/airflow-summit-airbyte-2022

git push your data stack with Airbyte, Airflow, and dbt - 2022 Airflow Summit

Primary LanguageShell

git push your data stack with Airbyte, Airflow and dbt

For Airflow Summit 2022, by @marcosmarcm and @evantahler from Airbyte

CI

What:

Links:

This project configures a sample data stack orchestrated by Airflow, using Airbyte to Extract and Load data, and dbt to Transform it.

Running Locally:

  1. Install Docker Desktop and Python 3 (if you are on MacOS, you already have Python 3).

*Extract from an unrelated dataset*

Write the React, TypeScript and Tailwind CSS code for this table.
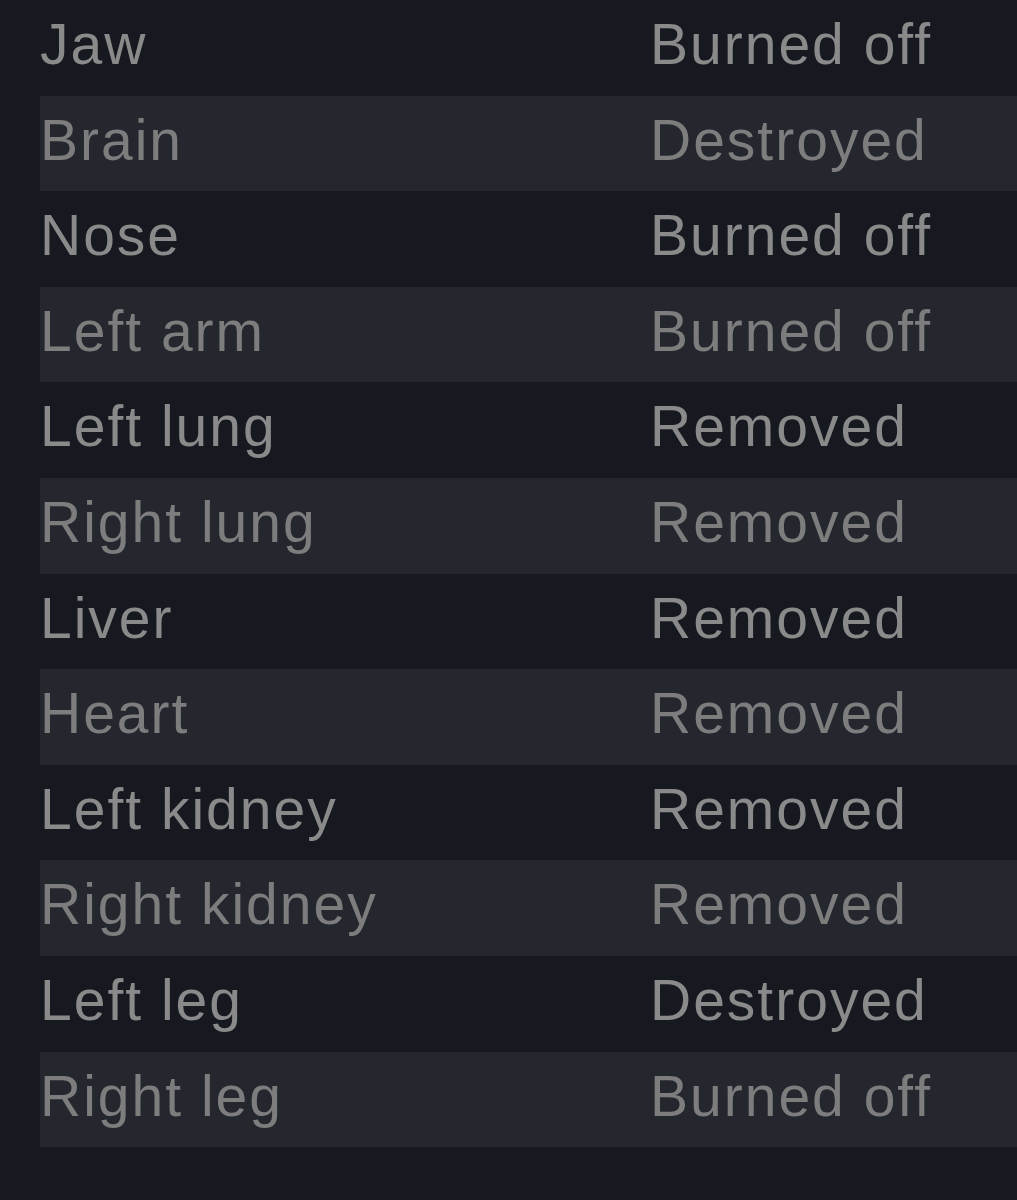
const rows: [string, string][] = [
  ['Jaw', 'Burned off'],
  ['Brain', 'Destroyed'],
  ['Nose', 'Burned off'],
  ['Left arm', 'Burned off'],
  ['Left lung', 'Removed'],
  ['Right lung', 'Removed'],
  ['Liver', 'Removed'],
  ['Heart', 'Removed'],
  ['Left kidney', 'Removed'],
  ['Right kidney', 'Removed'],
  ['Left leg', 'Destroyed'],
  ['Right leg', 'Burned off'],
];

export default function App() {
  return (
    <div
      className="w-[1017px] h-[1200px] bg-[#16191f] pl-[40px] overflow-hidden"
      style={{ fontFamily: '"Liberation Sans", Arial, sans-serif' }}
    >
      {rows.map(([part, status], i) => (
        <div
          key={part}
          className={
            i % 2 === 1
              ? 'flex h-[95.6px] bg-[#25272f] text-[#7d7d7e]'
              : 'flex h-[95.6px] text-[#8a8a8b]'
          }
        >
          <span className="w-[610px] text-[57px] leading-[88px] tracking-[2px] whitespace-nowrap">
            {part}
          </span>
          <span className="text-[57px] leading-[88px] tracking-[2px] whitespace-nowrap">
            {status}
          </span>
        </div>
      ))}
    </div>
  );
}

  2. Create {HOME}/.octavia and add the following credentials for using a local postgres database managed by Docker:

POSTGRES_HOST=host.docker.internal
POSTGRES_PASSWORD=password
POSTGRES_USERNAME=demo_user
POSTGRES_DATABASE=postgres
  1. Create the profile dbt in {HOME}/.dbt/profiles.yaml
config:
  partial_parse: true
  printer_width: 120
  send_anonymous_usage_stats: false
  use_colors: true
normalize:
  outputs:
    prod:
      dbname: postgres
      host: host.docker.internal
      pass: password
      port: 5432
      schema: public
      threads: 8
      type: postgres
      user: demo_user
  target: prod
  1. Run the whole data stack using ./tools/start.sh. This will install local requirements (PyYAML) and run everything though Docker. The script will exit when complete, but the Docker containers will remain running.

In your browser:

  • Visit http://localhost:8080/ to see the Airflow UI (user: airflow, password: airflow) and your completed DAG.
  • Visit http://localhost:8000/ to see the Airbyte UI and your completed Sync.
  • Visit your local postgres database (localhost:5432) with the username=demo_user and password=password to see the staged and transformed data.

Shut it down

Run ./tools/stop.sh to stop the Docker containers.

Testing

This repository is tested using Github Actions.